Los muertos


Fotografía de Sebastián Salgado

Dicen que los elefantes lloran a sus muertos. Los velan. Los acompañan, se quedan allí donde el cuerpo se funde hasta los huesos. Dan vueltas lentamente, se agachan, tocan con su trompa apenada, parece que llorasen –lloran- como lo haces tú por tu muerto ante su cuerpo, su tumba. El dolor por la muerte. El duelo.

En este país de caudillos, de tatas como montañas, de padres de la Patria que lideran el ritual del mono mayor y guían con su ejemplo, estamos jodidos. Porque esos caudillos que ya no distinguen dónde acaba su piel y comienza el Estado, esos que arengan masas y agitan a sus huestes, respetan poco la vida y no se sabe si respetan a los muertos. Y entonces la vida vale madres, no vale. Y si no se respeta la vida, no se respeta a los muertos (Marcelo, tus huesos dónde estarán, las lágrimas de los tuyos buscan ese suelo para regar).

¿Cuándo, en qué momento se habrá olvidado Evo-mono-Estado de sus compañeros muertos a golpes, a bala, a fuego ardiendo en el infierno, con el rostro estallado por el cazabobo de la erradicación? ¿En qué momento se habrá olvidado que cuando el narco era narco pero no tanto, cuando todavía se peleaba por la vida con la coca como bandera y la peste blanca era cosa de muchos pero no de todos, tropas de soldados entrenados por los gringos entraban a patadas a sus casas fusil en mano, sapos y culebras por la boca, y los tiraban al piso a golpes, las wawas chillando a media noche?
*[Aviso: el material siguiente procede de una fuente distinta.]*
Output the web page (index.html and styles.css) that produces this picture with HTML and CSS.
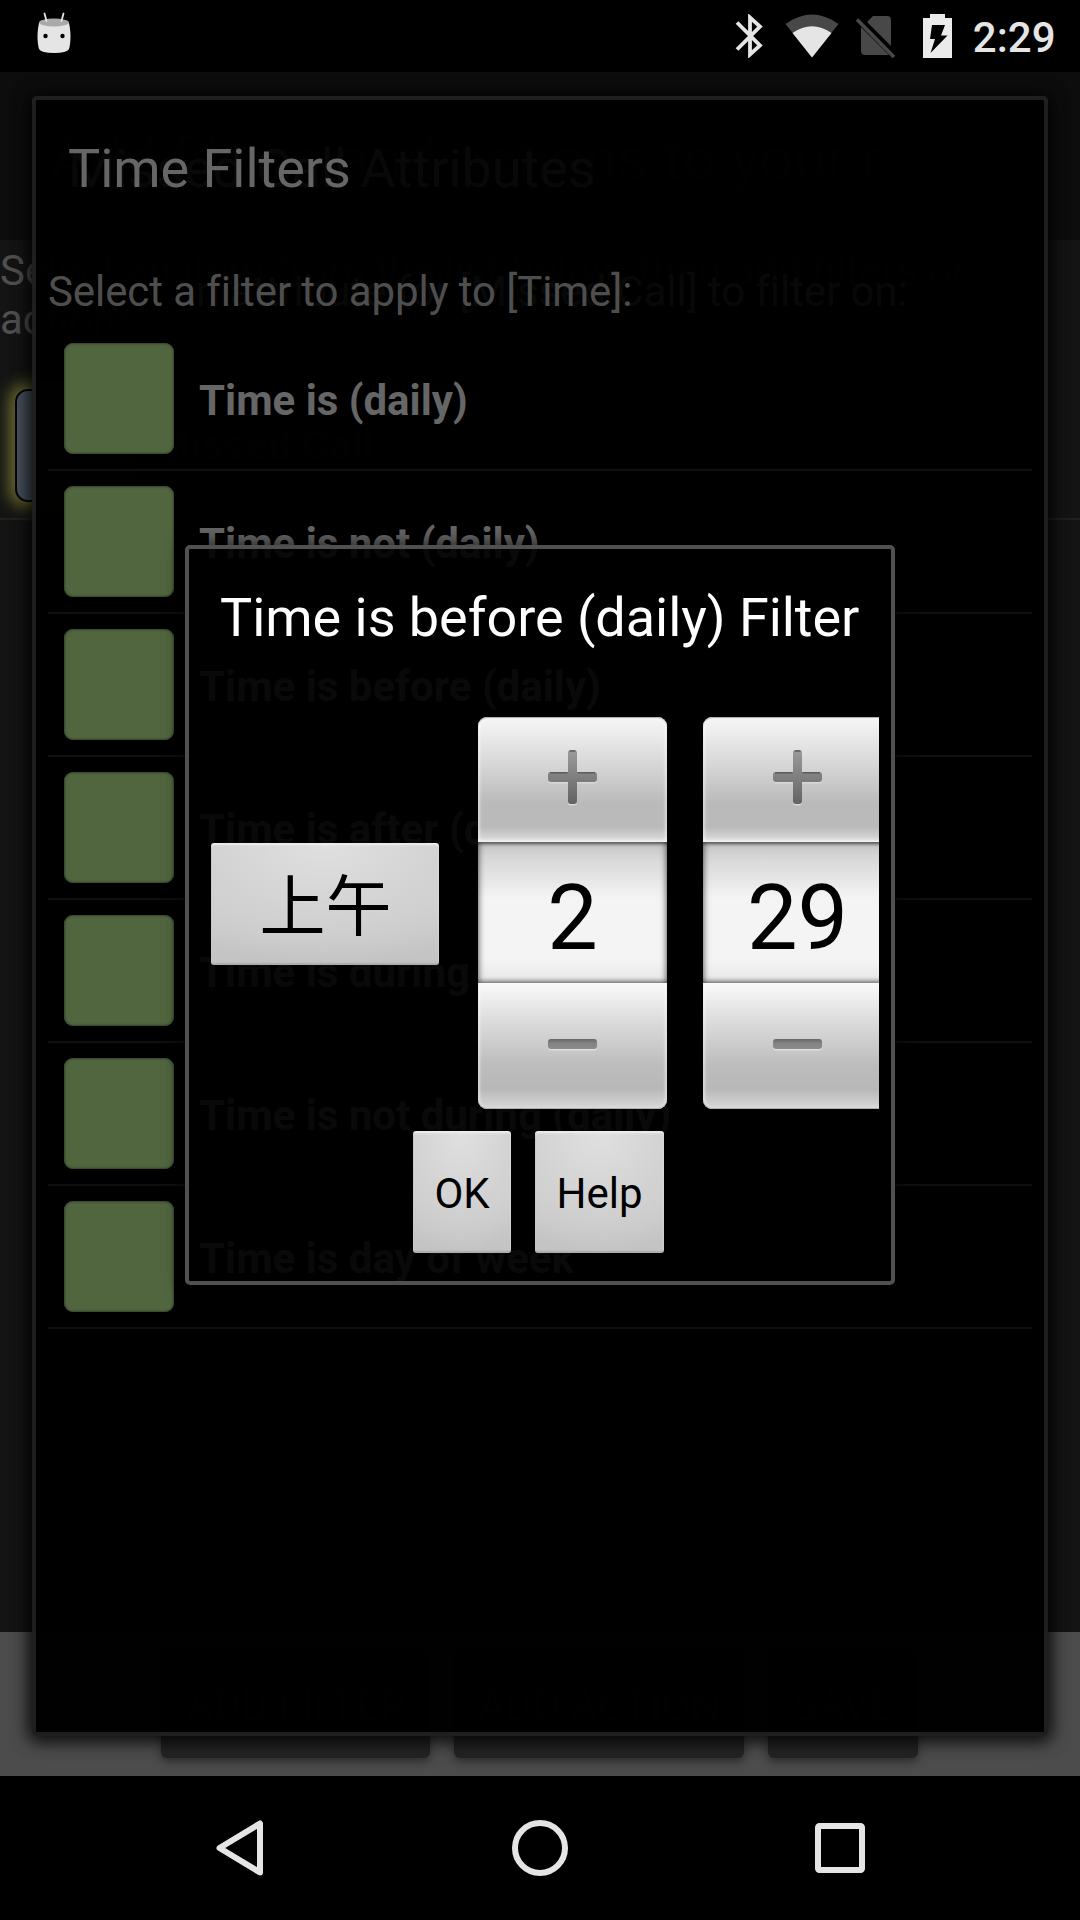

¿Con qué golpe sucedió la amnesia?

Dicen que ese Estado desgranado en hombres uniformados no tuvo pena de arrojar gases lacrimógenos allí donde se lloraba a un muerto. Dicen que un niño llamado Ernesto Fidel murió y su padre no preguntó demasiado. Dicen que luego de la angustia, la gente enmudeció de miedo y murió de calladita asfixiada en la Alcaldía de El Alto mientras afuera los gritos estremecían las montañas, confundidos entre los vándalos asesinos, esos que más temprano conversaban con el viceministro de turno. Dicen que la madre de Michael Dwyer, muerto en el hotel Las Américas acusado de terrorismo, viajó hasta Brasil para hacer al fiscal Sosa una sola pregunta: “¿mi hijo fue ejecutado?” y éste le dijo “no sólo su hijo”.

Dicen que Analí Huaycho sabía y por eso acabó muerta con 15 puñaladas en el cuerpo que venían de antes, de esa maldita costumbre de ultrajar el cuerpo ajeno desde ese lugar en que se instala aquél que a falta de todo se aferra al poder como las garrapatas al perro que les da de comer. Dicen que la madre de Miguel Mamani, que con su silla de ruedas golpeaba y golpeaba con la fuerza de un toro el cerco policial de la plaza Murillo, averiguó resignada, apenada, cansada de tanta pobreza cómo podía lograr que un médico lo hiciera dormir para siempre de una buena vez, y que precisamente por eso, con más ganas Miguel llegó hasta La Paz a pelear la batalla de los discas con esperanza. Luego de tres meses de humillación, con una sola lágrima de impotencia Miguel desandó su camino sin nada que perder. ¿Cuál podría ser su límite si desahuciado por los suyos apostó por el Estado y acabó “disfrazado” de basura como metáfora del cuerpo inservible y ni así fue suficiente? Y conste que Miguel Mamani peleó como toro, ya dije, montado sobre dos ruedas. Cusi, el ex magistrado, se apaga como vela chorreada escupiendo ese llanto amargo del ultraje que varios otros comparten.

Dicen que el Presidente duerme poco. Quizás por eso ni los sueños tengan tiempo de recordarle que algún día fue elefante.